いとぐるまの会は、自閉症という診断名で子どもを見るのではなく、一人ひとりを大切に、細かい配慮を必要とする子ども達を育てている親の会です。子どもの年齢は6歳から40代。主な活動は年数回のおしゃべりサロンです。
サロンの話題は家族の「あるある話」です。「新聞が届いたか見てきて」と頼むと「届いていたよ」と本当に見て来るだけで新聞は持ってこない(持ってきてよ!)というのはよくある話です。「テレビは登るよね」「液晶テレビは消耗品だよ。うちは3台目(笑)」というハードな話題もあります。悩みは違いますが、どんな話をしても否定されず「あるある」と笑い話になるのが特徴です。障害のある子の入れる保険、歯科医や耳鼻科の口コミ、養護学校高等部卒業後のリアルな生活など、少し先を行く先輩の話は参考になります。
自閉症と聞くとどんな人を想像しますか?漢字の雰囲気から「自ら閉じこもる」と思われる方もいますが、実際は違います。知的障害があり発語がないと、言葉の理解ができず何も考えてないと誤解されますが、伝えたい思いはあります。最近は、自閉症ではなく自閉スペクトラム症と呼ばれるようになりました。
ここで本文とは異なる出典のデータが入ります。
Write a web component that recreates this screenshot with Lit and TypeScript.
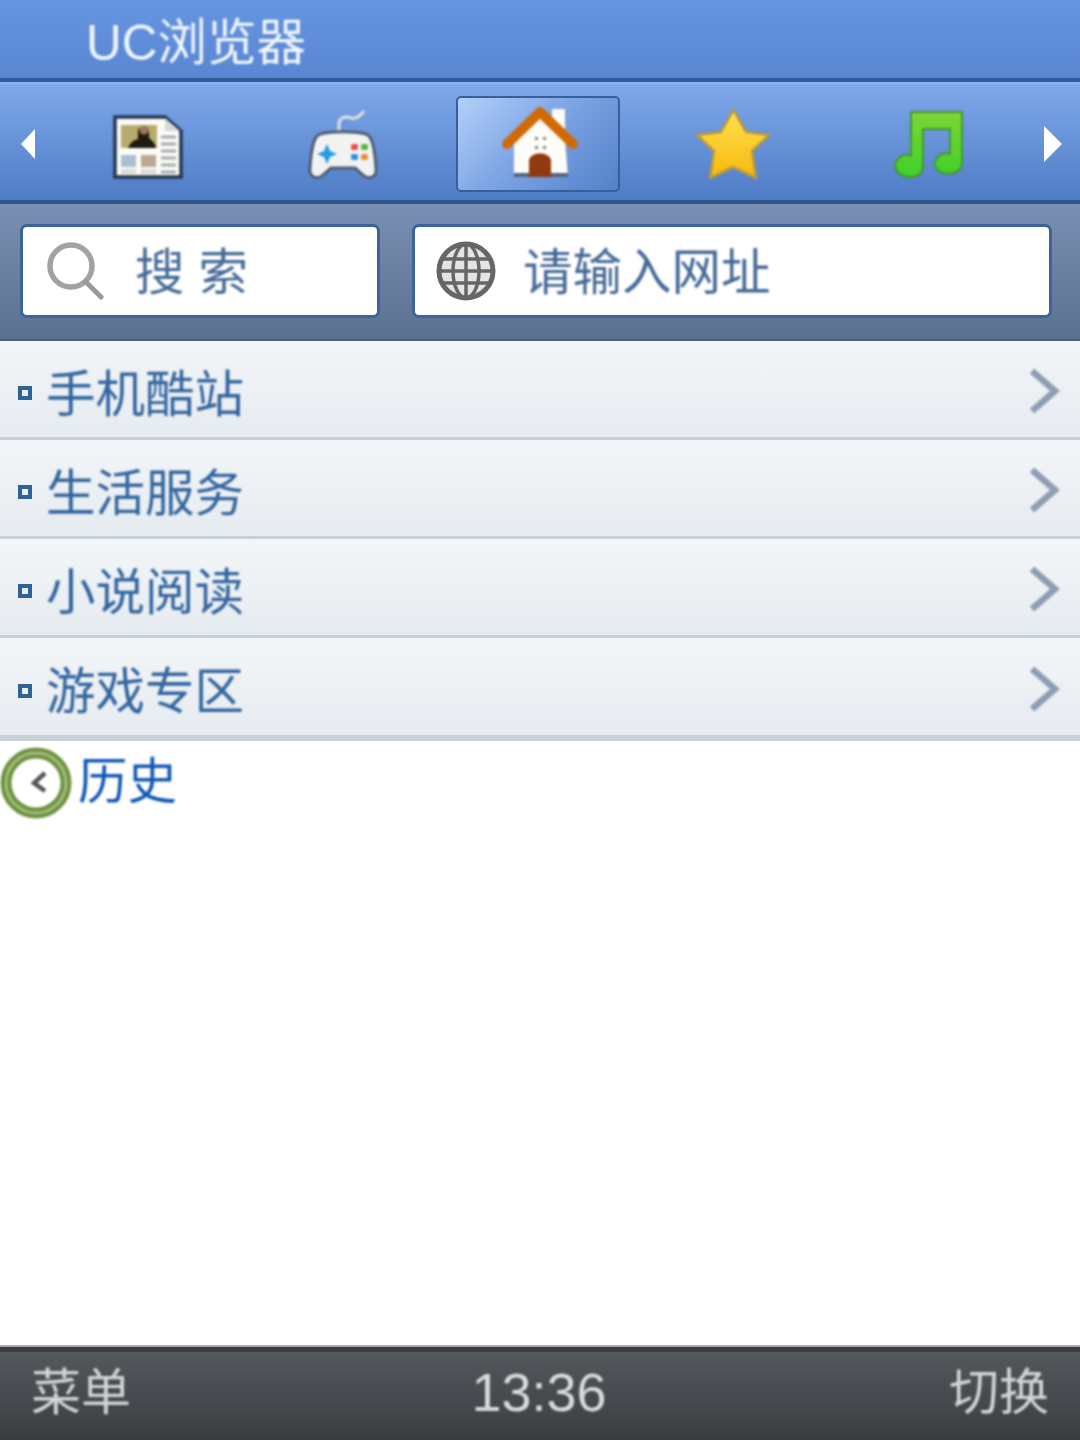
import { LitElement, html, css, svg } from "lit";
import { customElement } from "lit/decorators.js";

const news = svg`<svg class="news" viewBox="0 0 70 64" width="70" height="64">
  <path d="M2 2H52L68 16V62H2Z" fill="#fbfbf6" stroke="#24354f" stroke-width="3.5"/>
  <path d="M52 3V16H67Z" fill="#d5d8dc"/>
  <rect x="8" y="10" width="36" height="23" fill="#b9ab6b"/>
  <path d="M15 33C18 26 22 25 25 24V15C27 11 35 12 36 16V23C39 25 42 28 43 33Z" fill="#1f1a14"/>
  <circle cx="31" cy="15" r="4.5" fill="#a3785e"/>
  <rect x="8" y="40" width="15" height="12" fill="#a9bfcf"/>
  <rect x="28" y="40" width="15" height="12" fill="#bba993"/>
  <rect x="8" y="54" width="15" height="5" fill="#dcdcd8"/>
  <rect x="28" y="54" width="15" height="5" fill="#dcdcd8"/>
  <path d="M48 22H63M48 29H63M48 36H63M48 43H63M48 50H63M48 57H63" stroke="#a8acb0" stroke-width="3"/>
</svg>`;

const pad = svg`<svg viewBox="0 0 70 72" width="70" height="72">
  <path d="M31 32V16C31 9 38 8 43 10C48 12 52 8 56 3" fill="none" stroke="#d6dae2" stroke-width="3.5"/>
  <path d="M12 26C25 23 45 23 58 26C65 28 67 44 68 60C69 70 60 72 55 67L47 60H23L15 67C10 72 1 70 2 60C3 44 5 28 12 26Z" fill="#f1f3f2" stroke="#4f5d74" stroke-width="3"/>
  <path d="M19 36L22 43L29 46L22 49L19 56L16 49L9 46L16 43Z" fill="#259be6"/>
  <rect x="43" y="36" width="7" height="6" rx="2" fill="#ec4c4c"/>
  <rect x="53" y="36" width="7" height="6" rx="2" fill="#58b548"/>
  <rect x="43" y="46" width="7" height="6" rx="2" fill="#2b8fe0"/>
  <rect x="53" y="46" width="7" height="6" rx="2" fill="#ee8b2d"/>
</svg>`;

const house = svg`<svg class="house" viewBox="0 0 76 74" width="76" height="74">
  <path d="M12 36L38 10L50 20V4H63V34L66 72H12Z" fill="#fdfcf8"/>
  <rect x="12" y="68" width="54" height="4" fill="#52657f"/>
  <path d="M27 72V56C27 46 49 46 49 56V72Z" fill="#8f3a10"/>
  <path d="M33 32h3v3h-3zM41 32h3v3h-3zM33 41h3v3h-3zM41 41h3v3h-3z" fill="#8a8a84"/>
  <path d="M5 39L38 7L71 39" fill="none" stroke="#d06a05" stroke-width="10" stroke-linecap="round" stroke-linejoin="round"/>
</svg>`;

const star = svg`<svg viewBox="0 0 74 72" width="74" height="72">
  <defs><linearGradient id="st" x1="0" y1="0" x2="0" y2="1"><stop offset="0" stop-color="#ffe14d"/><stop offset="1" stop-color="#f7b90e"/></linearGradient></defs>
  <path d="M37.5 2L50 24L73 27L56 43L60 70L37 59L14 70L18 43L1 27L25 24Z" fill="url(#st)" stroke="#b99a3c" stroke-width="2.5" stroke-linejoin="round"/>
</svg>`;

const note = svg`<svg class="note" viewBox="0 0 70 68" width="70" height="68">
  <defs><linearGradient id="nt" x1="0" y1="0" x2="0" y2="1"><stop offset="0" stop-color="#7ed535"/><stop offset="1" stop-color="#3fd02a"/></linearGradient></defs>
  <path d="M17 2H68V52C68 62 58 65 50 63C40 61 38 52 44 47C48 43 53 43 56 44V19H29V56C29 66 18 69 10 66C0 63 -1 53 5 48C9 44 14 44 17 46Z" fill="url(#nt)" stroke="#3f9a2c" stroke-width="2"/>
</svg>`;

const glass = svg`<svg viewBox="0 0 60 60" width="60" height="60">
  <circle cx="25" cy="25" r="21" fill="none" stroke="#a2a2a2" stroke-width="5.5"/>
  <path d="M40 41L55 56" stroke="#9a9a9a" stroke-width="5" stroke-linecap="round"/>
</svg>`;

const globe = svg`<svg viewBox="0 0 60 60" width="60" height="60">
  <circle cx="30" cy="30" r="27" fill="#e4e4e4" stroke="#666" stroke-width="5"/>
  <ellipse cx="30" cy="30" rx="13" ry="27" fill="none" stroke="#666" stroke-width="3.5"/>
  <path d="M30 3V57M3 30H57M7 18H53M7 42H53" stroke="#666" stroke-width="3.5"/>
</svg>`;

const chevron = svg`<svg class="chev" viewBox="0 0 32 48" width="32" height="48">
  <path d="M4 4L27 24L4 44" fill="none" stroke="#8d9db3" stroke-width="6.5"/>
</svg>`;

const clock = svg`<svg viewBox="0 0 74 74" width="74" height="74">
  <circle cx="36" cy="37" r="30" fill="#fff" stroke="#6f9440" stroke-width="11"/>
  <circle cx="36" cy="37" r="30" fill="none" stroke="#a9c088" stroke-width="2.5"/>
  <path d="M45 27L34 37L45 45" fill="none" stroke="#555" stroke-width="4.5"/>
</svg>`;

@customElement("app-root")
export class AppRoot extends LitElement {
  static styles = css`
    :host {
      display: flex;
      flex-direction: column;
      width: 1080px;
      height: 1440px;
      background: #fff;
      font-family: "Liberation Sans", "Noto Sans CJK SC", sans-serif;
      font-size: 49.5px;
      overflow: hidden;
    }
    .title {
      flex: none;
      box-sizing: border-box;
      padding: 0 0 0 86px;
      display: flex;
      align-items: center;
      background: linear-gradient(#6595e1, #5a86d1);
      border-bottom: 4px solid #2f5a9c;
      height: 82px;
      color: #f0f5fd;
    }
    .title span { filter: blur(0.8px); position: relative; top: -1px; }
    .tabs {
      height: 122px;
      flex: none;
      box-sizing: border-box;
      padding-top: 4px;
      display: grid;
      grid-template-columns: 50px repeat(5, 195px) 55px;
      align-items: center;
      justify-items: center;
      background: linear-gradient(#7fa8ea, #4f7cc6);
      border-top: 2px solid #8db2ec;
      border-bottom: 4px solid #2e5790;
    }
    .arrow { filter: blur(0.7px); display: flex; }
    .arrow.l { margin-left: 6px; }
    .tab {
      display: flex;
      align-items: center;
      justify-content: center;
      width: 164px;
      height: 96px;
      box-sizing: border-box;
    }
    .tab svg { filter: blur(0.9px); }
    .tab svg.news { margin-top: 6px; }
    .tab svg.house { margin: 0 0 4px 4px; }
    .tab svg.note { margin-left: 2px; }
    .tab.on {
      border: 2px solid #35609c;
      border-radius: 5px;
      background: linear-gradient(135deg, #b4d0fa 0%, #7fa6e4 45%, #5280c9 100%);
    }
    .search {
      height: 137px;
      flex: none;
      box-sizing: border-box;
      padding: 20px 28px 23px 20px;
      display: flex;
      gap: 32px;
      background: linear-gradient(#7b8fb3, #5c7090);
      border-bottom: 2px solid #4f5f78;
    }
    .box {
      box-sizing: border-box;
      height: 94px;
      display: flex;
      align-items: center;
      background: #fff;
      border: 3px solid #3c6498;
      border-radius: 7px;
      color: #456a98;
    }
    .box svg { filter: blur(0.7px); flex: none; }
    .box span { filter: blur(0.9px); position: relative; top: -3px; }
    .s { width: 360px; padding-left: 23px; gap: 29px; }
    .s span { letter-spacing: 14px; }
    .u { flex: 1; padding-left: 21px; gap: 27px; }
    .row {
      box-sizing: border-box;
      height: 99px;
      flex: none;
      display: flex;
      align-items: center;
      padding: 8px 20px 0 18px;
      background: linear-gradient(#f3f6f8, #e6ebf0);
      border-bottom: 3px solid #c6d0da;
      color: #32659f;
    }
    .row.last { height: 103px; border-bottom: 6px solid #c8d0d8; }
    .bullet {
      width: 14px;
      height: 14px;
      box-sizing: border-box;
      border: 4px solid #2f6296;
      background: #e8eef4;
      margin-right: 14px;
      filter: blur(0.5px);
      flex: none;
    }
    .row span { filter: blur(0.9px); flex: 1; position: relative; top: -3px; }
    .row svg { filter: blur(0.8px); }
    .row svg.chev { margin-bottom: 4px; }
    .hist {
      display: flex;
      align-items: center;
      gap: 4px;
      height: 82px;
      flex: none;
      color: #1258b8;
    }
    .hist svg { filter: blur(0.8px); margin-top: 2px; }
    .hist span { filter: blur(0.8px); position: relative; top: -5px; }
    .spacer { flex: 1; }
    .foot {
      height: 95px;
      flex: none;
      box-sizing: border-box;
      display: flex;
      align-items: center;
      justify-content: space-between;
      padding: 0 31px;
      background: linear-gradient(#555a5f, #3a3c40);
      border-top: 2px solid #a9a9a9;
      box-shadow: inset 0 5px 0 #3b3d42;
      color: #d2d4d6;
      font-size: 50px;
    }
    .foot span { filter: blur(0.8px); position: relative; top: -6px; }
    .foot .time { font-size: 54px; color: #d8dadc; top: -2px; left: -1px; }
  `;

  render() {
    const items = ["手机酷站", "生活服务", "小说阅读", "游戏专区"];
    return html`
      <div class="title"><span>UC浏览器</span></div>
      <div class="tabs">
        <div class="arrow l">
          <svg viewBox="0 0 16 32" width="16" height="32"><path d="M15 1V31L1 16Z" fill="#fff"/></svg>
        </div>
        <div class="tab">${news}</div>
        <div class="tab">${pad}</div>
        <div class="tab on">${house}</div>
        <div class="tab">${star}</div>
        <div class="tab">${note}</div>
        <div class="arrow">
          <svg viewBox="0 0 20 38" width="20" height="38"><path d="M1 1V37L19 19Z" fill="#fff"/></svg>
        </div>
      </div>
      <div class="search">
        <div class="box s">${glass}<span>搜索</span></div>
        <div class="box u">${globe}<span>请输入网址</span></div>
      </div>
      ${items.map(
        (t, i) => html`<div class="row ${i === 3 ? "last" : ""}">
          <div class="bullet"></div>
          <span>${t}</span>
          ${chevron}
        </div>`
      )}
      <div class="hist">${clock}<span>历史</span></div>
      <div class="spacer"></div>
      <div class="foot">
        <span>菜单</span>
        <span class="time">13:36</span>
        <span>切换</span>
      </div>
    `;
  }
}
スペクトラムとは「連続体」。自閉症の特性が濃いか薄いかであり、全ての人が特性を持っているとも言われています。特性が濃いから障害が重いというわけでもありません。眼鏡の度数を変えるように、その人に合った支援を受けることで生活がしやすくなります。
毎年4月2日は国連が定めた世界自閉症啓発デーです。2017年はクラウドファンディングを行い、合計111名からご支援をいただきました。団体からも寄付をいただき、2017年から5年間、シンボルカラーの青色で善光寺をライトアップできました。ありがとうございます!昨年は善光寺を青く染められなかったので、自分の髪を青く染めました。私らしくない行動に知人は驚き、街を歩くと知らない人に話しかけられ、「これはね…」と説明。思いがけず啓発になりました。

そして今年2025年は復活します!4月2日18時半~21時、善光寺を青く染めます。ぜひ青い物を身に着けてお越しください。